_PROBLEM TO SOLVE:_
Copy nothing but the stretch that opens with the line containing "Rebuild this screenshot" and closes with the line containing "uploading it here.</p>". Keep pictures out.
## begin DATA RECORDS
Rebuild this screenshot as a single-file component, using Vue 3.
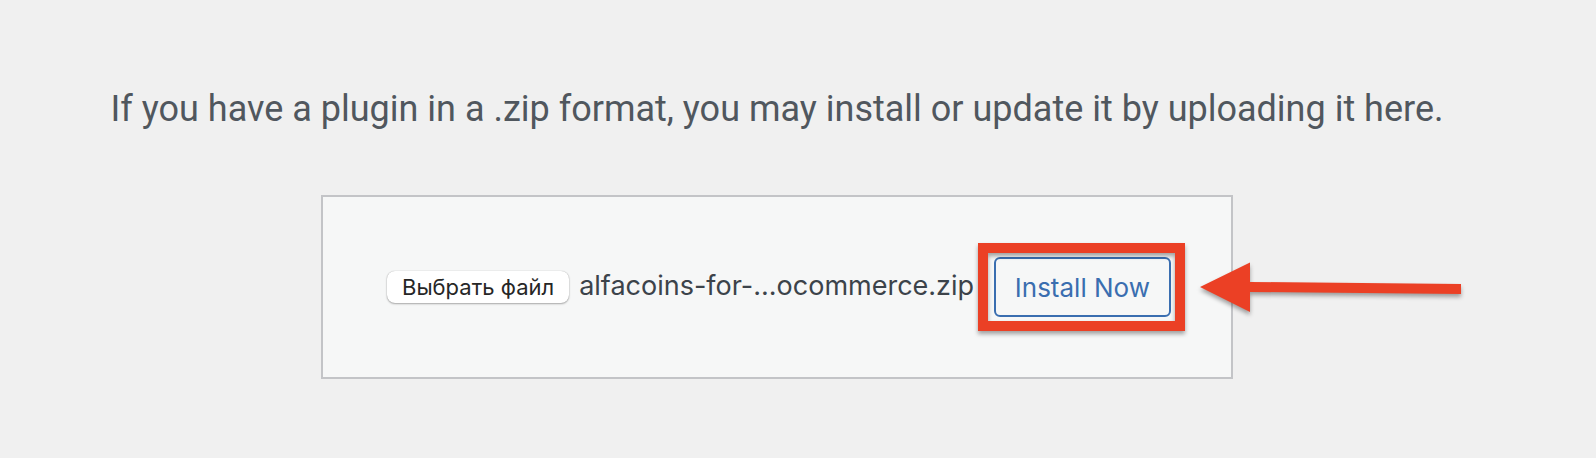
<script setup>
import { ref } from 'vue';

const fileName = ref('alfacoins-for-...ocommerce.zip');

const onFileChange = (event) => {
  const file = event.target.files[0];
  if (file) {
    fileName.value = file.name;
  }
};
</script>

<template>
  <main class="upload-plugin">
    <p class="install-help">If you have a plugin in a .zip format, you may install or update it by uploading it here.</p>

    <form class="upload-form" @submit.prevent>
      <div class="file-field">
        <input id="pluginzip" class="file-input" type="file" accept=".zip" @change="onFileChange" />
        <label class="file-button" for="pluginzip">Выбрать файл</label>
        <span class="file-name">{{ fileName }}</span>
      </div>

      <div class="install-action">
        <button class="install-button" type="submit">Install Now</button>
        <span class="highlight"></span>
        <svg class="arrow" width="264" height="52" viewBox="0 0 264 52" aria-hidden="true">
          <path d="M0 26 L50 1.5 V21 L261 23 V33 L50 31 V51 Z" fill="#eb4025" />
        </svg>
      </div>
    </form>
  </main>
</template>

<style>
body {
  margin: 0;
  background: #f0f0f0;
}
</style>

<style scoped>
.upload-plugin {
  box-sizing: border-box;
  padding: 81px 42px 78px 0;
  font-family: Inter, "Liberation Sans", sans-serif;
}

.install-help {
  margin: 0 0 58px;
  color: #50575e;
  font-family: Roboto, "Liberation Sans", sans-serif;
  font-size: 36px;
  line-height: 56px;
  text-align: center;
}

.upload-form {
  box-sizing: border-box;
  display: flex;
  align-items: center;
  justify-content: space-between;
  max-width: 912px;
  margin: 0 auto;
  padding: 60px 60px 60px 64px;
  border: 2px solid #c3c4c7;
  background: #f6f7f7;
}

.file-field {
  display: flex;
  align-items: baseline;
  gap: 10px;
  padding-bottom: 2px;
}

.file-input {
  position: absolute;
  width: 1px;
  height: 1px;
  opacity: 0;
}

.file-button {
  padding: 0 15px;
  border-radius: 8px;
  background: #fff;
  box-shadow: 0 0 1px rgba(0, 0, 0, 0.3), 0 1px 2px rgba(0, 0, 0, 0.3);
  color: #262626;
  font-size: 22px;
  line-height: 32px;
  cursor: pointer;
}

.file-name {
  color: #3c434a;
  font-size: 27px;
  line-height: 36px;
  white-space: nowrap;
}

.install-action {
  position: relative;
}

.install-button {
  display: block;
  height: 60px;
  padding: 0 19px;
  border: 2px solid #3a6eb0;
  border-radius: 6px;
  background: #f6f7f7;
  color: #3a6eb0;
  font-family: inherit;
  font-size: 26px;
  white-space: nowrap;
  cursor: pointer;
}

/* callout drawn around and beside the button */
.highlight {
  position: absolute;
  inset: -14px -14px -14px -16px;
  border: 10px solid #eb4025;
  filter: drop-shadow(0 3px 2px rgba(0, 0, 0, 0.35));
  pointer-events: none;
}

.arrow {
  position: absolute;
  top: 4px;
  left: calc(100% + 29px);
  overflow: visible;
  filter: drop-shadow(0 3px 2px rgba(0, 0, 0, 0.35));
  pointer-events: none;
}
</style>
## end DATA RECORDS
## begin DATA RECORDS
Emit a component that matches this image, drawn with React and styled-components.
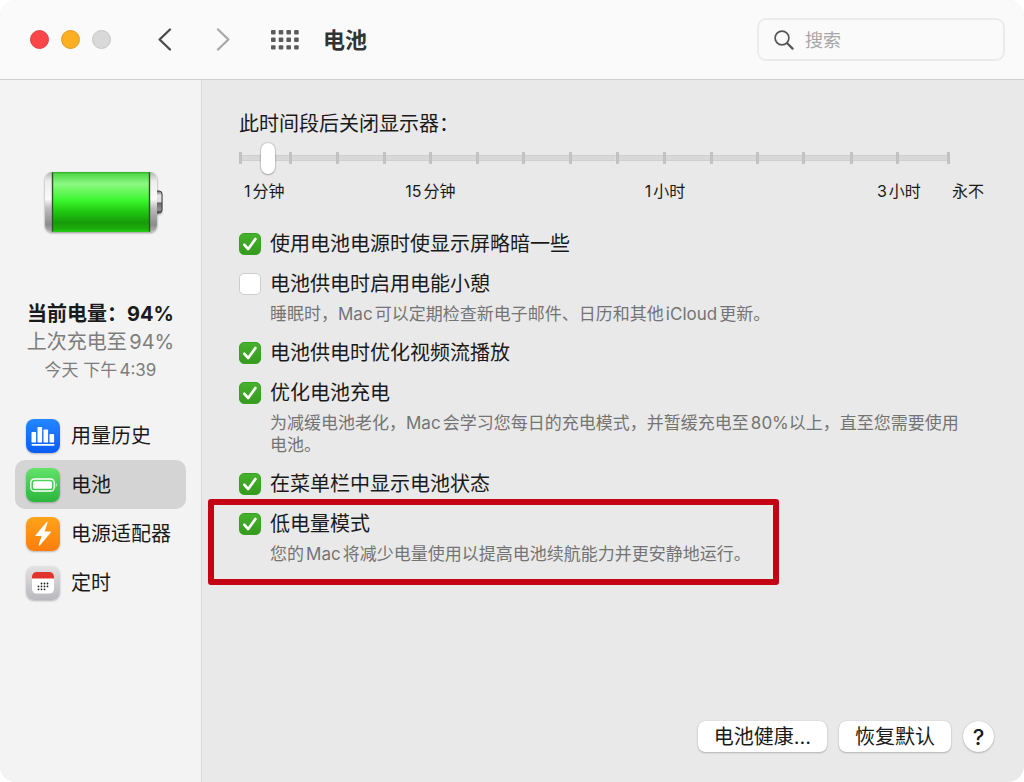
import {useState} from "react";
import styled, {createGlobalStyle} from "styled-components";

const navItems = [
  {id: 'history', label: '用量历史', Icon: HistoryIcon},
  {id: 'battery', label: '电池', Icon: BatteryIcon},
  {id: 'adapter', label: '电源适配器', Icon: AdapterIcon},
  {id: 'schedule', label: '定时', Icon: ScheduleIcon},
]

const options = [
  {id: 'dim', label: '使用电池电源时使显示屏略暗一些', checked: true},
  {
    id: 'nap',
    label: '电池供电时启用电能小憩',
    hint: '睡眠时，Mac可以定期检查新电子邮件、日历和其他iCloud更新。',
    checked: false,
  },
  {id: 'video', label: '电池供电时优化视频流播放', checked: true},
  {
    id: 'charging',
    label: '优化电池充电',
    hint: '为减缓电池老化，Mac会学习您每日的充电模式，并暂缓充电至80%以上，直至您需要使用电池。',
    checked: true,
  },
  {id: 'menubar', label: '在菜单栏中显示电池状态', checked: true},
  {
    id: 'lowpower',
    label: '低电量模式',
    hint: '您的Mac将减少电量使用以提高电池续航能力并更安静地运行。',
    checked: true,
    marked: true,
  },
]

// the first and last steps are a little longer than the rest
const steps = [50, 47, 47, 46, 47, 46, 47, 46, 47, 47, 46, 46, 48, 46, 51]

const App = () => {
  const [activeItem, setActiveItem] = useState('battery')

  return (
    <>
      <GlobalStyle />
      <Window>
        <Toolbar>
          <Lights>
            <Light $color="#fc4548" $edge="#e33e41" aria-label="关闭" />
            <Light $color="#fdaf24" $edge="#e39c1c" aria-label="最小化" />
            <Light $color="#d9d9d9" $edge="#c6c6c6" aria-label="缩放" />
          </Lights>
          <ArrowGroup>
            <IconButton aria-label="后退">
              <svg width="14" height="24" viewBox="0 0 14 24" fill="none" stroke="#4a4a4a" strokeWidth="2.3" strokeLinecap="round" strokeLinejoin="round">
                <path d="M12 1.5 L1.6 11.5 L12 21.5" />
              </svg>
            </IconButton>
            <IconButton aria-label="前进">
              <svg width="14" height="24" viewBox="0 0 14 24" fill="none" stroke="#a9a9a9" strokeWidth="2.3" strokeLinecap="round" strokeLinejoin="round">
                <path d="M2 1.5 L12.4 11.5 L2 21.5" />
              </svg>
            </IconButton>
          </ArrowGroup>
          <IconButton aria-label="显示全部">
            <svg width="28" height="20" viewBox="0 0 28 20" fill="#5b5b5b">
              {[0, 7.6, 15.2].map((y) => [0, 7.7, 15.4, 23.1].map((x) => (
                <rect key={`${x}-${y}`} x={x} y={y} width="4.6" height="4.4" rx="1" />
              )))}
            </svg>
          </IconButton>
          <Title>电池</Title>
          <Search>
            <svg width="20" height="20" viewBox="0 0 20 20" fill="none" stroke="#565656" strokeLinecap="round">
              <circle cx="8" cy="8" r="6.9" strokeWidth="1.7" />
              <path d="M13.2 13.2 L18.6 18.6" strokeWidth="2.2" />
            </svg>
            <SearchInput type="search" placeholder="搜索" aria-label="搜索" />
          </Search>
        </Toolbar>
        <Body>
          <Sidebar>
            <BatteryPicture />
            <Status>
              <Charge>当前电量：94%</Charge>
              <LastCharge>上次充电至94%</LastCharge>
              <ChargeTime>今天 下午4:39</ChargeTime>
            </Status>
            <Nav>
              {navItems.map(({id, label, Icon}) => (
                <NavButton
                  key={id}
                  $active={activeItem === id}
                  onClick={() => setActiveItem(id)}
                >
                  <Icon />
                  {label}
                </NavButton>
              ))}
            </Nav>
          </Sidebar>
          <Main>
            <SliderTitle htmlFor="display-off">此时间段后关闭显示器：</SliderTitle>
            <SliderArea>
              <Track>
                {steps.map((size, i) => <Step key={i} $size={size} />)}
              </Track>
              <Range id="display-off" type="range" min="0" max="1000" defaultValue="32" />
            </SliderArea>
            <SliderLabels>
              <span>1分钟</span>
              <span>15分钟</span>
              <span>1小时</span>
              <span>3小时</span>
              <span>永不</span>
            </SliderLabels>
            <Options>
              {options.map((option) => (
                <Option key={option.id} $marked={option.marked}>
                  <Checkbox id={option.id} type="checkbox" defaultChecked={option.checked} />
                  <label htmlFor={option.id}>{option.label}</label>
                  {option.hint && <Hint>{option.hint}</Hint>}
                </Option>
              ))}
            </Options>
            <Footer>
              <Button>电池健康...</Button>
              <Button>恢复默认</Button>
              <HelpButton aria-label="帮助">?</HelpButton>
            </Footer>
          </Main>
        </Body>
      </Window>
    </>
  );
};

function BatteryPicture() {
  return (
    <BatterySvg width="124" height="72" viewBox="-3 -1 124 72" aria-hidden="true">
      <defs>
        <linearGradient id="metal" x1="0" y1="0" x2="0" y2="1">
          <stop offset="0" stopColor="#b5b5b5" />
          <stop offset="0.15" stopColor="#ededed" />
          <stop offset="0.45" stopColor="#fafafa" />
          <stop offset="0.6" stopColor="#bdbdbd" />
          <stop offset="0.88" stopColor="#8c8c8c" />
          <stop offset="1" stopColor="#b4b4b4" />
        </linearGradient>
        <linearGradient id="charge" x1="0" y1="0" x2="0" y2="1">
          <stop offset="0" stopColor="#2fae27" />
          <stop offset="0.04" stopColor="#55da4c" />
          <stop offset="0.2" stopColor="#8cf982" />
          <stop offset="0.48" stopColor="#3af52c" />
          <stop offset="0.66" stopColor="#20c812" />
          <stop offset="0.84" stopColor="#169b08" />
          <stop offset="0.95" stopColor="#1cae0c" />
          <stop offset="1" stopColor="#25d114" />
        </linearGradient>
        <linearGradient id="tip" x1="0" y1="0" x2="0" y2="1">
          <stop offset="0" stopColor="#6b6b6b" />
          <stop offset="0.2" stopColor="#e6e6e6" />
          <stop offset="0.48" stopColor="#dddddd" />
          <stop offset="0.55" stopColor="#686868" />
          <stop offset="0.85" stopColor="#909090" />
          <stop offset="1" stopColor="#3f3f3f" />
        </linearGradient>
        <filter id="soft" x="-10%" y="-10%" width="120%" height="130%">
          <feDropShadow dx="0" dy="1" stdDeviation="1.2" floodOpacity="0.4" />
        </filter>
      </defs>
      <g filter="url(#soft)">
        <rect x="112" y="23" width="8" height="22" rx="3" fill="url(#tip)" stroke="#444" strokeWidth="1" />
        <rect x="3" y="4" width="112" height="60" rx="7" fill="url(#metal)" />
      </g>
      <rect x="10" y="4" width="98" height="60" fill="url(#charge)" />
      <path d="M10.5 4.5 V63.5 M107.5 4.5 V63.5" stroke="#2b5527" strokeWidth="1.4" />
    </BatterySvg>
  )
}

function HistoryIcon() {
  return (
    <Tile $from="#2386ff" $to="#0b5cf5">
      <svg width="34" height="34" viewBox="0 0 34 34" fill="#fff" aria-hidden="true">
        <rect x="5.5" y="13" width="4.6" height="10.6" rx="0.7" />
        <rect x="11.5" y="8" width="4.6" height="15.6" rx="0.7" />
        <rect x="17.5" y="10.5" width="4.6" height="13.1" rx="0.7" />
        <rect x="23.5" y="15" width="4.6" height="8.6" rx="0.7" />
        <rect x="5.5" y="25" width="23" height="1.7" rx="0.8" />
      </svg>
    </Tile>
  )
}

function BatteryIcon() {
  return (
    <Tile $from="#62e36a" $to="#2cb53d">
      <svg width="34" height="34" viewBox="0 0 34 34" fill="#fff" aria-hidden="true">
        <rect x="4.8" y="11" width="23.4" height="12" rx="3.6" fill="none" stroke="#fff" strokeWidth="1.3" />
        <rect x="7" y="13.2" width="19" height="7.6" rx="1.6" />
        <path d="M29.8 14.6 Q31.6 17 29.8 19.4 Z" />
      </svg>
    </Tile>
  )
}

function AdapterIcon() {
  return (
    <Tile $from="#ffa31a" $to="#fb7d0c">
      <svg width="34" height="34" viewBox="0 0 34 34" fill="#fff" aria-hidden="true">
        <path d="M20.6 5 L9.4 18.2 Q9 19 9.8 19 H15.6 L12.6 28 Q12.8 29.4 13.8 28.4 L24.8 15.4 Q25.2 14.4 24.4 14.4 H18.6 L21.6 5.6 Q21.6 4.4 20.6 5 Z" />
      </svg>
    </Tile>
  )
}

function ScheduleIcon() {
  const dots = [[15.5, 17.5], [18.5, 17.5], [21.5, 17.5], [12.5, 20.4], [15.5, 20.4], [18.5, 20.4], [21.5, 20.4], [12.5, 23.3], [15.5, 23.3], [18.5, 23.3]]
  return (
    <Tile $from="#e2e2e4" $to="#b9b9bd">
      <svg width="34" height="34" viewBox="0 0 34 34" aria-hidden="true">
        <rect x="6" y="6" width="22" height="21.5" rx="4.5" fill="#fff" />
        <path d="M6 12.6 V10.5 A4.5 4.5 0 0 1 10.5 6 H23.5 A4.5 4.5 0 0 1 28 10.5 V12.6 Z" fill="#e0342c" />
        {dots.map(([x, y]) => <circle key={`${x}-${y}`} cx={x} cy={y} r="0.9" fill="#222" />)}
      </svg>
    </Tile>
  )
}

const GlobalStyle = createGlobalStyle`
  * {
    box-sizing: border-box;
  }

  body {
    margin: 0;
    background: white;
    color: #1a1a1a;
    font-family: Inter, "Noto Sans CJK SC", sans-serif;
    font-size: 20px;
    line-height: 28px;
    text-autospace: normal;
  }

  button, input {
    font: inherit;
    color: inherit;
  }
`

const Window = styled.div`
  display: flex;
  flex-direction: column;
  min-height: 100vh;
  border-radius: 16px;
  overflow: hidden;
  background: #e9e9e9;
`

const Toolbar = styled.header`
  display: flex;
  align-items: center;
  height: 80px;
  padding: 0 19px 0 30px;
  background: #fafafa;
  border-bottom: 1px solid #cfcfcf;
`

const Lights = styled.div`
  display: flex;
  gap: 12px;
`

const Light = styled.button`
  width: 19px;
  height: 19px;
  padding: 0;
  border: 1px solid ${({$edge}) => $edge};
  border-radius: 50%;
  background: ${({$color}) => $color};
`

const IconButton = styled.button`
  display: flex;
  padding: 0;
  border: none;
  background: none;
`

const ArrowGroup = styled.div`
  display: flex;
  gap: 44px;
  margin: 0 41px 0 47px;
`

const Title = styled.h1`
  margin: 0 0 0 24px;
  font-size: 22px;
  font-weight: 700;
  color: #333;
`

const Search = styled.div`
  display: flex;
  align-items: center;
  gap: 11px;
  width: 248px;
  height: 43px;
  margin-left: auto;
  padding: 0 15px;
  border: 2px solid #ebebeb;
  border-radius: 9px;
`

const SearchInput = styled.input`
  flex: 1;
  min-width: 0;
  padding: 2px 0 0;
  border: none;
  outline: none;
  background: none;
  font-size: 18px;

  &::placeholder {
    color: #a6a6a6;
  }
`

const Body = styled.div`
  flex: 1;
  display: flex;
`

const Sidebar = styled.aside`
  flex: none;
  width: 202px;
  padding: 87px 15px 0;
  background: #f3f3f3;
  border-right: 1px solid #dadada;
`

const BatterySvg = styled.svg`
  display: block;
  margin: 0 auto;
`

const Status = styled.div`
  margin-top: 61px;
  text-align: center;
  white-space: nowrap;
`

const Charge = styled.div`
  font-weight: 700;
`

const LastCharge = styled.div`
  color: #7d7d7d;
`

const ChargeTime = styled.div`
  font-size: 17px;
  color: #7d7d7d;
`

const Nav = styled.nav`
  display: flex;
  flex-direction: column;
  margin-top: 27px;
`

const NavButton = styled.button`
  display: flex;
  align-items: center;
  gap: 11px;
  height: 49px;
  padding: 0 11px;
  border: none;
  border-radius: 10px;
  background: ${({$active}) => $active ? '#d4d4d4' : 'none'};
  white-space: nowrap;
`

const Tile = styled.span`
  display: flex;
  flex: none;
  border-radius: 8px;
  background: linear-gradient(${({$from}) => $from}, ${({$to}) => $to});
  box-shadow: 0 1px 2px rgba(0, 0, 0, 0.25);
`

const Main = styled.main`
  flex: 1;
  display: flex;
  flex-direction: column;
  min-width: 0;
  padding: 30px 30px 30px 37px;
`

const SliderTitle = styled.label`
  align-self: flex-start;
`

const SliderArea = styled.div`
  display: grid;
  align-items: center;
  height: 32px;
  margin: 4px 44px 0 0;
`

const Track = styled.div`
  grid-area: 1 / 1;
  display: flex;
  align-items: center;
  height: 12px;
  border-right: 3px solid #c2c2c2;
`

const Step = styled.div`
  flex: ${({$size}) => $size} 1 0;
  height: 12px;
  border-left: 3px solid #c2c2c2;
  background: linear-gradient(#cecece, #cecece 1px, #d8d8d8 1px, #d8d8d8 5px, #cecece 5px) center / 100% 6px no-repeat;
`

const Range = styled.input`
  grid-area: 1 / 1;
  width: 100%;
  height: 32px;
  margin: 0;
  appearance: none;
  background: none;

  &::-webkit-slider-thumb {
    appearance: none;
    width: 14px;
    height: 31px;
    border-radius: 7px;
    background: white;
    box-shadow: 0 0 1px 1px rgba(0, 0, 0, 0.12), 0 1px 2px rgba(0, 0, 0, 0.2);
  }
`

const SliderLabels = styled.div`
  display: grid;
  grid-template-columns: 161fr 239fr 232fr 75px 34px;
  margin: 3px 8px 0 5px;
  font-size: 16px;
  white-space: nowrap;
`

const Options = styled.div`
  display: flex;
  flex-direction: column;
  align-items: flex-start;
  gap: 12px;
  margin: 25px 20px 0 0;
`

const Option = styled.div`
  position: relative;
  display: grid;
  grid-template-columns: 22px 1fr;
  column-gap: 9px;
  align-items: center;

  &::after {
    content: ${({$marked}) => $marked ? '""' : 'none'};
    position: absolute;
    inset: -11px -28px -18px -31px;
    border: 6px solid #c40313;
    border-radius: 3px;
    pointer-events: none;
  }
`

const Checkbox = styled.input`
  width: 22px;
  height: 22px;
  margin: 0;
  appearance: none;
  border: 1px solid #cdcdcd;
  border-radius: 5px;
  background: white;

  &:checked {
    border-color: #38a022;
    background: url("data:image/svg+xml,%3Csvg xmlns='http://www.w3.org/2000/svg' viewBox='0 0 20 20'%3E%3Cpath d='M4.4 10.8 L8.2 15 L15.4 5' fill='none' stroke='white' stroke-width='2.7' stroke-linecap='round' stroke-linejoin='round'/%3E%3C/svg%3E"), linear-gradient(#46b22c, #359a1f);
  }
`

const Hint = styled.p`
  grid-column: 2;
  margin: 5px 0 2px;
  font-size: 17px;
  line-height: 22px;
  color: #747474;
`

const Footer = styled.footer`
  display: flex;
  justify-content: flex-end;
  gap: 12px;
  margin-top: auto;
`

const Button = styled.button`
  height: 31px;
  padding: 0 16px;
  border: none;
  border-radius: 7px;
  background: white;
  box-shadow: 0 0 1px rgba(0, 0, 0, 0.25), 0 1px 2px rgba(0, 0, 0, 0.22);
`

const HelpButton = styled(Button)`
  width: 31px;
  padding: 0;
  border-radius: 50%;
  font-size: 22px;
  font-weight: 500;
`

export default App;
## end DATA RECORDS
_REPLY:_
Rebuild this screenshot as a single-file component, using Vue 3.
<script setup>
import { ref } from 'vue';

const fileName = ref('alfacoins-for-...ocommerce.zip');

const onFileChange = (event) => {
  const file = event.target.files[0];
  if (file) {
    fileName.value = file.name;
  }
};
</script>

<template>
  <main class="upload-plugin">
    <p class="install-help">If you have a plugin in a .zip format, you may install or update it by uploading it here.</p>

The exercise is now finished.